### Information provided ###

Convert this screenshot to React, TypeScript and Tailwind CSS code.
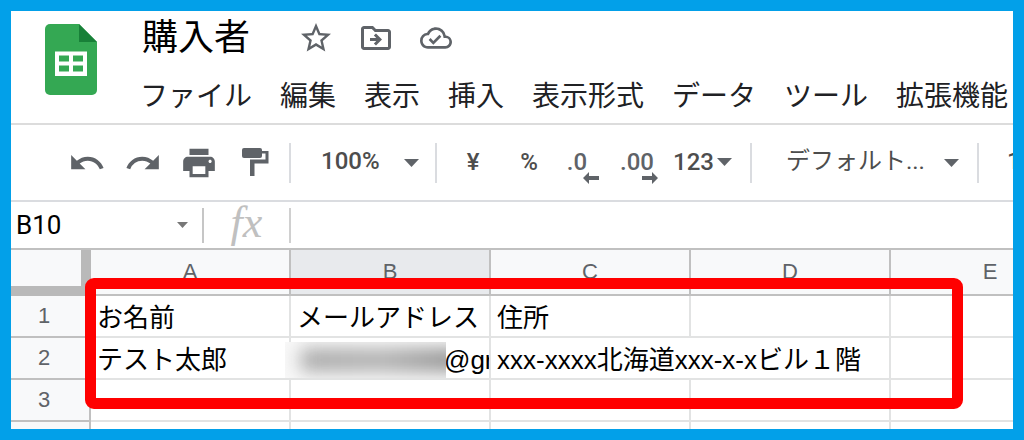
import { useState } from "react";
import type { ReactNode } from "react";
import {
  MdOutlineCloudDone,
  MdOutlineDriveFileMove,
  MdPrint,
  MdRedo,
  MdStarBorder,
  MdUndo,
} from "react-icons/md";

const menus = [
  "ファイル",
  "編集",
  "表示",
  "挿入",
  "表示形式",
  "データ",
  "ツール",
  "拡張機能",
];
const columns = ["A", "B", "C", "D", "E"];

const cjkFont = "font-['Noto_Sans_CJK_JP',sans-serif]";
const robotoFont = "font-['Roboto','Noto_Sans_CJK_JP',sans-serif]";
const toolClass = "flex h-10 w-14 shrink-0 items-center justify-center";
const selectClass = "absolute inset-x-0 appearance-none pb-1";
const columnHeadClass =
  "h-[46px] border-r-2 border-b-2 border-[#c0c0c0] p-0 text-center text-[22px] leading-6 font-normal text-[#5f6368]";
const rowHeadClass =
  "h-[42px] border-r-2 border-b-2 border-[#c0c0c0] bg-[#f8f9fa] py-0 pr-3 pl-0 text-center text-[22px] leading-6 font-normal text-[#5f6368]";
const cellClass =
  "h-[42px] border-r-2 border-b-2 border-[#e2e3e3] pt-1 pr-0 pb-0 pl-1.5 text-[26px] leading-8 whitespace-nowrap text-black";

function SheetsLogo() {
  return (
    <svg className="h-[71px] w-[52px] shrink-0" viewBox="0 0 52 71" aria-hidden="true">
      <path
        d="M5 0h29l18 18v48a5 5 0 0 1-5 5H5a5 5 0 0 1-5-5V5a5 5 0 0 1 5-5z"
        fill="#34a853"
      />
      <path d="M34 0l18 18H34z" fill="#188038" />
      <path
        d="M10 27.500h32V52H10zM14 31.500v6h10v-6zM28 31.500v6h10v-6zM14 41.500v6h10v-6zM28 41.500v6h10v-6z"
        fill="#fff"
        fillRule="evenodd"
      />
    </svg>
  );
}

function PaintRoller() {
  return (
    <svg className="h-[29px] w-[27px]" viewBox="0 0 27 29" fill="currentColor" aria-hidden="true">
      <rect width="20" height="10" rx="2" />
      <path d="M19 3h7.500v12.500H12.500V28h-4.500V11.500h15.500V5.500H19z" />
    </svg>
  );
}

function Caret({ small = false }: { small?: boolean }) {
  return (
    <svg
      className={
        small
          ? "pointer-events-none h-[6px] w-[11px] text-[#777777]"
          : "pointer-events-none h-2 w-[15px] text-[#5f6368]"
      }
      viewBox="0 0 16 8"
      preserveAspectRatio="none"
      fill="currentColor"
      aria-hidden="true"
    >
      <path d="M0 0h16l-8 8z" />
    </svg>
  );
}

function DecimalArrow({ right = false }: { right?: boolean }) {
  return (
    <svg
      className={`absolute -bottom-1.5 h-3 w-4 ${right ? "-right-1" : "-right-3"}`}
      viewBox="0 0 16 12"
      fill="currentColor"
      aria-hidden="true"
    >
      <path
        d={
          right
            ? "M0 4h10V0l6 6-6 6V8H0z"
            : "M16 4H6V0L0 6l6 6V8h10z"
        }
      />
    </svg>
  );
}

function Divider() {
  return <span className="h-10 w-0.5 shrink-0 bg-[#dadce0]" />;
}

function Tool({ label, children }: { label: string; children: ReactNode }) {
  return (
    <button type="button" aria-label={label} className={toolClass}>
      {children}
    </button>
  );
}

function Header() {
  return (
    <header className="flex h-[114px] shrink-0 border-b-2 border-[#dcdcdc] pt-[13px] pl-[34px]">
      <SheetsLogo />
      <div className="ml-8 min-w-0 pl-[11px]">
        <div className="-mt-1.5 flex h-10 items-center pl-0.5">
          <h1 className="pb-2 text-[36px] leading-10 text-black">購入者</h1>
          <div className="ml-12 flex items-center gap-6 text-[#5f6368]">
            <button type="button" aria-label="スター" className="w-9">
              <MdStarBorder size={36} />
            </button>
            <button type="button" aria-label="移動" className="w-9">
              <MdOutlineDriveFileMove size={36} />
            </button>
            <button type="button" aria-label="保存の状態" className="flex w-9 justify-center">
              <MdOutlineCloudDone size={32} />
            </button>
          </div>
        </div>
        <nav className="mt-4 flex gap-7 text-[28px] leading-10 whitespace-nowrap text-[#202124]">
          {menus.map((menu) => (
            <button key={menu} type="button">
              {menu}
            </button>
          ))}
        </nav>
      </div>
    </header>
  );
}

function Toolbar() {
  return (
    <div
      className={`${robotoFont} flex h-[77px] shrink-0 items-center overflow-hidden border-b-2 border-[#dadce0] pl-12 text-[24px] leading-8 font-medium text-[#4d4d4d]`}
    >
      <div className="flex text-[#5f6368]">
        <Tool label="元に戻す">
          <MdUndo size={38} />
        </Tool>
        <Tool label="やり直し">
          <MdRedo size={38} />
        </Tool>
        <Tool label="印刷">
          <MdPrint size={38} />
        </Tool>
        <Tool label="書式を貼り付け">
          <PaintRoller />
        </Tool>
      </div>
      <div className="ml-1.5 flex shrink-0 items-center">
        <Divider />
        <div className="relative mr-4 ml-[30px] flex w-[98px] items-center justify-end">
          <select aria-label="ズーム" className={selectClass}>
            <option>100%</option>
          </select>
          <Caret />
        </div>
        <Divider />
      </div>
      <div className="ml-2 flex shrink-0 items-center pb-0.5">
        <Tool label="通貨の表示形式">¥</Tool>
        <Tool label="パーセントの表示形式">%</Tool>
        <button type="button" className={`${toolClass} pr-4 text-[#5f6368]`}>
          <span className="relative">
            .0
            <DecimalArrow />
          </span>
        </button>
        <button type="button" className={`${toolClass} pr-2 text-[#5f6368]`}>
          <span className="relative">
            .00
            <DecimalArrow right />
          </span>
        </button>
        <button type="button" className="ml-1 flex items-center gap-[3px]">
          123
          <Caret />
        </button>
      </div>
      <div className="ml-[18px] flex shrink-0 items-center">
        <Divider />
        <div className="relative mr-[18px] ml-[34px] flex w-[173px] items-center justify-end">
          <select aria-label="フォント" className={`${selectClass} font-normal`}>
            <option>デフォルト...</option>
          </select>
          <Caret />
        </div>
        <Divider />
        <input aria-label="フォントサイズ" className="ml-7 w-8 pb-1" defaultValue="10" />
      </div>
    </div>
  );
}

function FormulaBar() {
  const [cell, setCell] = useState("B10");
  const [formula, setFormula] = useState("");

  return (
    <div className="flex h-[46px] shrink-0 items-center">
      <div className="relative flex w-[191px] shrink-0 items-center justify-end pr-[14px]">
        <input
          aria-label="名前ボックス"
          className={`${robotoFont} absolute left-0 w-40 pl-[5px] text-[26px] leading-8 text-black outline-none`}
          value={cell}
          onChange={(event) => setCell(event.target.value)}
        />
        <Caret small />
      </div>
      <span className="h-[35px] w-0.5 bg-[#c6c6c6]" />
      <label
        htmlFor="formula"
        className="w-[85px] pb-1 text-center font-['Liberation_Serif',serif] text-[44px] leading-9 text-[#c0c0c0] italic"
      >
        fx
      </label>
      <span className="h-[35px] w-0.5 bg-[#d0d0d0]" />
      <input
        id="formula"
        className="min-w-0 flex-1 px-2 text-[26px] outline-none"
        value={formula}
        onChange={(event) => setFormula(event.target.value)}
      />
    </div>
  );
}

function MaskedAddress() {
  return (
    <div className="relative -ml-1.5 h-9">
      <div className="overflow-hidden pl-[153px] leading-9">@gr</div>
      <div className="absolute inset-y-0 -left-1.5 w-[161px] overflow-hidden bg-[#f8f8f8]">
        <div className="absolute inset-y-[7px] -right-4 left-4 bg-linear-to-r from-[#a6a6a6] via-[#adadad] to-[#8c8c8c] blur-[9px]" />
      </div>
    </div>
  );
}

function Sheet() {
  return (
    <div className="relative min-h-0 flex-1 overflow-hidden border-t-2 border-[#c0c0c0]">
      <table className="w-[1080px] table-fixed border-separate border-spacing-0 font-['Liberation_Sans','Noto_Sans_CJK_JP',sans-serif]">
        <colgroup>
          <col className="w-20" />
          <col className="w-[200px]" />
          <col className="w-[200px]" />
          <col className="w-[200px]" />
          <col className="w-[200px]" />
          <col className="w-[200px]" />
        </colgroup>
        <thead>
          <tr>
            <td className="h-[46px] border-r-[10px] border-b-[10px] border-[#b9b9b9] bg-[#f8f9fa] p-0" />
            {columns.map((name) => (
              <th
                key={name}
                scope="col"
                className={`${columnHeadClass} ${name === "B" ? "bg-[#e8eaed]" : "bg-[#f8f9fa]"}`}
              >
                {name}
              </th>
            ))}
          </tr>
        </thead>
        <tbody>
          <tr>
            <th scope="row" className={rowHeadClass}>1</th>
            <td className={cellClass}>お名前</td>
            <td className={cellClass}>メールアドレス</td>
            <td className={cellClass}>住所</td>
            <td className={cellClass} />
            <td className={cellClass} />
          </tr>
          <tr>
            <th scope="row" className={rowHeadClass}>2</th>
            <td className={cellClass}>テスト太郎</td>
            <td className={cellClass}>
              <MaskedAddress />
            </td>
            {/* the address runs over the empty cell beside it */}
            <td className={cellClass} colSpan={2}>
              xxx-xxxx北海道xxx-x-xビル１階
            </td>
            <td className={cellClass} />
          </tr>
          {[3, 4].map((row) => (
            <tr key={row}>
              <th scope="row" className={rowHeadClass}>{row === 3 ? row : null}</th>
              {columns.map((name) => (
                <td key={name} className={cellClass} />
              ))}
            </tr>
          ))}
        </tbody>
      </table>
      <div className="pointer-events-none absolute top-[30px] left-[74px] h-[131px] w-[878px] rounded-[9px] border-[11px] border-[#ff0000] -mt-0.5" />
    </div>
  );
}

export default function App() {
  return (
    <main
      className={`${cjkFont} flex h-screen flex-col overflow-hidden border-[11px] border-[#02a0e9] bg-white`}
    >
      <Header />
      <Toolbar />
      <FormulaBar />
      <Sheet />
    </main>
  );
}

###

The problem:
The lines from the top of the data above through the one holding "border-r-2 border-b-2 border-[#e2e3e3]" are to be repeated exactly, and only those, with no pictures.

Output for this task:
Convert this screenshot to React, TypeScript and Tailwind CSS code.
import { useState } from "react";
import type { ReactNode } from "react";
import {
  MdOutlineCloudDone,
  MdOutlineDriveFileMove,
  MdPrint,
  MdRedo,
  MdStarBorder,
  MdUndo,
} from "react-icons/md";

const menus = [
  "ファイル",
  "編集",
  "表示",
  "挿入",
  "表示形式",
  "データ",
  "ツール",
  "拡張機能",
];
const columns = ["A", "B", "C", "D", "E"];

const cjkFont = "font-['Noto_Sans_CJK_JP',sans-serif]";
const robotoFont = "font-['Roboto','Noto_Sans_CJK_JP',sans-serif]";
const toolClass = "flex h-10 w-14 shrink-0 items-center justify-center";
const selectClass = "absolute inset-x-0 appearance-none pb-1";
const columnHeadClass =
  "h-[46px] border-r-2 border-b-2 border-[#c0c0c0] p-0 text-center text-[22px] leading-6 font-normal text-[#5f6368]";
const rowHeadClass =
  "h-[42px] border-r-2 border-b-2 border-[#c0c0c0] bg-[#f8f9fa] py-0 pr-3 pl-0 text-center text-[22px] leading-6 font-normal text-[#5f6368]";
const cellClass =
  "h-[42px] border-r-2 border-b-2 border-[#e2e3e3] pt-1 pr-0 pb-0 pl-1.5 text-[26px] leading-8 whitespace-nowrap text-black";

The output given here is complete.